In Experiment 1 we tracked looks in a binary fashion, monitoring whether or not a look fell inside a particular region. While this measure reflects how visual-world studies are generally conducted, we cannot tell from these results how close WebGazer’s gaze estimates are to the true locations of visual stimuli. Experiment 2 explores WebGazer’s accuracy more directly. This additionally allows us to address one limitation of Experiment 1: because our image canvases did not cover the full halves (Experiment 1A) or quadrants (Experiment 1B) of the screen, gazes that were estimated to fall near a canvas, but not within it, may have been coded as looks in our video data but not in the WebGazer data.

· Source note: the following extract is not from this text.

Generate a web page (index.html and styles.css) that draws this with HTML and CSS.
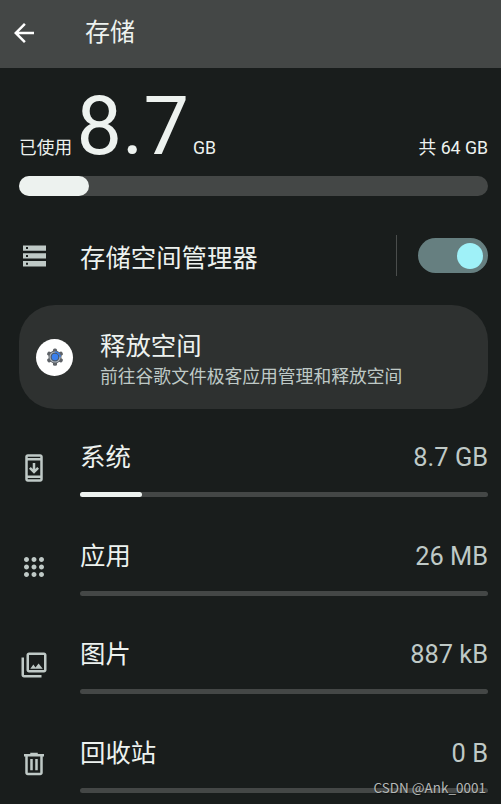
FILE: index.html
```html
<!DOCTYPE html>
<html lang="zh-CN">
<head>
    <meta charset="UTF-8">
    <meta name="viewport" content="width=device-width, initial-scale=1.0">
    <title>存储</title>
    <link rel="stylesheet" href="styles.css">
</head>
<body>
    <header class="topbar">
        <svg class="back" viewBox="0 0 24 24"><path d="M20 11H7.83l5.59-5.59L12 4l-8 8 8 8 1.41-1.41L7.83 13H20v-2z"/></svg>
        <h1>存储</h1>
    </header>
    <main>
        <div class="summary">
            <span class="used-label">已使用</span>
            <span class="used-value">8.7</span>
            <span class="used-unit">GB</span>
            <span class="total">共 64 GB</span>
        </div>
        <div class="usage-bar"><div class="usage-fill" style="width: 15%"></div></div>

        <div class="manager">
            <svg class="icon" viewBox="0 0 30 30"><path fill-rule="evenodd" d="M4 4.5h23v5.3H4zM7 6h2v2H7zM4 12.3h23v5.3H4zM7 14h2v2H7zM4 20h23v5.5H4zM7 21.7h2v2H7z"/></svg>
            <span class="manager-title">存储空间管理器</span>
            <span class="divider"></span>
            <span class="switch"><span class="thumb"></span></span>
        </div>

        <div class="card">
            <div class="card-icon">
                <svg viewBox="0 0 24 24">
                    <g fill="#5f6368">
                        <rect x="9.3" y="0.5" width="5.4" height="23" rx="2"/>
                        <rect x="9.3" y="0.5" width="5.4" height="23" rx="2" transform="rotate(60 12 12)"/>
                        <rect x="9.3" y="0.5" width="5.4" height="23" rx="2" transform="rotate(120 12 12)"/>
                        <circle cx="12" cy="12" r="8.7"/>
                    </g>
                    <circle cx="12" cy="12" r="6.7" fill="#4b596a" stroke="#aeb6bf" stroke-width="1.5"/>
                    <path d="M12 5.2a6.8 6.8 0 0 1 6.8 6.8" fill="none" stroke="#3979db" stroke-width="2"/>
                    <circle cx="12" cy="12" r="4.3" fill="#3b80ed"/>
                </svg>
            </div>
            <div class="card-text">
                <h2>释放空间</h2>
                <p>前往谷歌文件极客应用管理和释放空间</p>
            </div>
        </div>

        <div class="list">
            <div class="row">
                <svg class="icon" viewBox="0 0 24 24"><path d="M17 1H7c-1.1 0-2 .9-2 2v18c0 1.1.9 2 2 2h10c1.1 0 2-.9 2-2V3c0-1.1-.9-2-2-2zm0 20H7v-1h10v1zm0-3H7V6h10v12zm0-14H7V3h10v1zm-1 8.5l-4 4-4-4 1.4-1.4 1.6 1.6V8h2v4.7l1.6-1.6 1.4 1.4z"/></svg>
                <span class="name">系统</span>
                <span class="size">8.7 GB</span>
                <div class="bar"><div class="fill" style="width: 15.2%"></div></div>
            </div>
            <div class="row">
                <svg class="icon" viewBox="0 0 24 24"><path d="M6 8c1.1 0 2-.9 2-2s-.9-2-2-2-2 .9-2 2 .9 2 2 2zm6 12c1.1 0 2-.9 2-2s-.9-2-2-2-2 .9-2 2 .9 2 2 2zm-6 0c1.1 0 2-.9 2-2s-.9-2-2-2-2 .9-2 2 .9 2 2 2zm0-6c1.1 0 2-.9 2-2s-.9-2-2-2-2 .9-2 2 .9 2 2 2zm6 0c1.1 0 2-.9 2-2s-.9-2-2-2-2 .9-2 2 .9 2 2 2zm4-8c0 1.1.9 2 2 2s2-.9 2-2-.9-2-2-2-2 .9-2 2zm-4 2c1.1 0 2-.9 2-2s-.9-2-2-2-2 .9-2 2 .9 2 2 2zm6 6c1.1 0 2-.9 2-2s-.9-2-2-2-2 .9-2 2 .9 2 2 2zm0 6c1.1 0 2-.9 2-2s-.9-2-2-2-2 .9-2 2 .9 2 2 2z"/></svg>
                <span class="name">应用</span>
                <span class="size">26 MB</span>
                <div class="bar"></div>
            </div>
            <div class="row">
                <svg class="icon" viewBox="0 0 24 24"><path d="M20 4v12H8V4h12m0-2H8c-1.1 0-2 .9-2 2v12c0 1.1.9 2 2 2h12c1.1 0 2-.9 2-2V4c0-1.1-.9-2-2-2zm-8.5 9.67l1.69 2.26 2.48-3.1L19 15H9l2.5-3.33zM2 6v14c0 1.1.9 2 2 2h14v-2H4V6H2z"/></svg>
                <span class="name">图片</span>
                <span class="size">887 kB</span>
                <div class="bar"></div>
            </div>
            <div class="row">
                <svg class="icon" viewBox="0 0 24 24"><path d="M15 4V3H9v1H4v2h1v13c0 1.1.9 2 2 2h10c1.1 0 2-.9 2-2V6h1V4h-5zm2 15H7V6h10v13zM9 8h2v9H9V8zm4 0h2v9h-2V8z"/></svg>
                <span class="name">回收站</span>
                <span class="size">0 B</span>
                <div class="bar"></div>
            </div>
        </div>
    </main>
    <div class="watermark">CSDN @Ank_0001</div>
</body>
</html>
```
FILE: styles.css
```css
* {
    box-sizing: border-box;
}
body {
    margin: 0;
    height: 804px;
    position: relative;
    overflow: hidden;
    background: #191d1c;
    color: #edf2ef;
    font-family: Roboto, "Noto Sans CJK SC", sans-serif;
}
h1, h2, p {
    margin: 0;
    font-weight: 400;
}
.topbar {
    display: flex;
    align-items: center;
    height: 68px;
    padding: 0 0 2px 9px;
    background: #444746;
}
.back {
    width: 30px;
    height: 30px;
    margin-right: 46px;
    fill: #fff;
}
h1 {
    font-size: 25px;
    line-height: 36px;
}
main {
    padding: 0 13px 0 19px;
}
.summary {
    display: flex;
    align-items: baseline;
    height: 108px;
    padding-top: 13px;
    font-size: 17.7px;
    line-height: 92px;
    white-space: nowrap;
}
.used-value {
    margin: 0 4px 0 4.5px;
    font-size: 81px;
}
.total {
    margin-left: auto;
}
.usage-bar {
    height: 20px;
    border-radius: 10px;
    background: #444746;
}
.usage-fill {
    height: 100%;
    border-radius: 10px;
    background: #edf2ef;
}
.icon {
    width: 30px;
    height: 30px;
    fill: #bfc9c6;
}
.manager {
    display: flex;
    align-items: center;
    height: 41px;
    margin-top: 39px;
}
.manager-title {
    flex: 1;
    margin-left: 31px;
    padding-top: 4px;
    font-size: 25.4px;
    line-height: 36px;
}
.divider {
    width: 1px;
    height: 41px;
    margin-right: 21px;
    background: #4a4d4c;
}
.switch {
    display: flex;
    align-items: center;
    justify-content: flex-end;
    width: 70px;
    height: 35px;
    padding-right: 5px;
    border-radius: 18px;
    background: #667f80;
}
.thumb {
    width: 26px;
    height: 26px;
    border-radius: 50%;
    background: #9ff1f8;
}
.card {
    display: flex;
    align-items: center;
    height: 104px;
    margin-top: 29px;
    padding-left: 17px;
    border-radius: 36px;
    background: #2e3130;
}
.card-icon {
    display: flex;
    align-items: center;
    justify-content: center;
    width: 37px;
    height: 37px;
    margin-right: 27px;
    padding-bottom: 1px;
    border-radius: 50%;
    background: #fff;
}
.card-icon svg {
    width: 18px;
    height: 18px;
}
.card-text {
    padding-top: 4px;
}
.card-text h2 {
    font-size: 25.4px;
    line-height: 36px;
}
.card-text p {
    color: #bfc9c6;
    font-size: 17.8px;
    line-height: 26px;
}
.list {
    margin-top: 30px;
}
.row {
    display: grid;
    grid-template-columns: 61px 1fr auto;
    grid-template-rows: 36px 5px;
    row-gap: 17px;
    height: 98.7px;
}
.row .icon {
    grid-row: 1 / 3;
    align-self: center;
}
.name, .size {
    font-size: 25.4px;
    line-height: 36px;
}
.size {
    color: #bfc9c6;
}
.bar {
    grid-column: 2 / 4;
    height: 5px;
    border-radius: 3px;
    background: #444746;
}
.fill {
    height: 100%;
    border-radius: 3px;
    background: #edf2ef;
}
.watermark {
    position: absolute;
    right: 15px;
    bottom: 8px;
    color: #b5b8b7;
    font-family: "Noto Sans CJK SC", sans-serif;
    font-size: 13.5px;
    line-height: 18px;
    text-shadow: 1px 1px 1px rgba(0, 0, 0, 0.5);
}
```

Experiment 2: fixation task

Experiment 2 used a visual-fixation task to investigate the spatial and temporal resolution of WebGazer’s gaze estimation with four to twelve year-old children. This task was adapted from Slim and Hartsuiker (Reference Slim and Hartsuiker2022) (“S&H2022”). The experiment had four goals: i) to assess the feasibility of conducting web-based eye-tracking tasks with children without an experimenter present; ii) to assess how closely WebGazer estimates correspond to stimulus locations; iii) to assess whether there are age-related differences in WebGazer performance between four and twelve years; and iv) to assess whether the accuracy of quadrant-based analyses with WebGazer is improved by using larger canvases.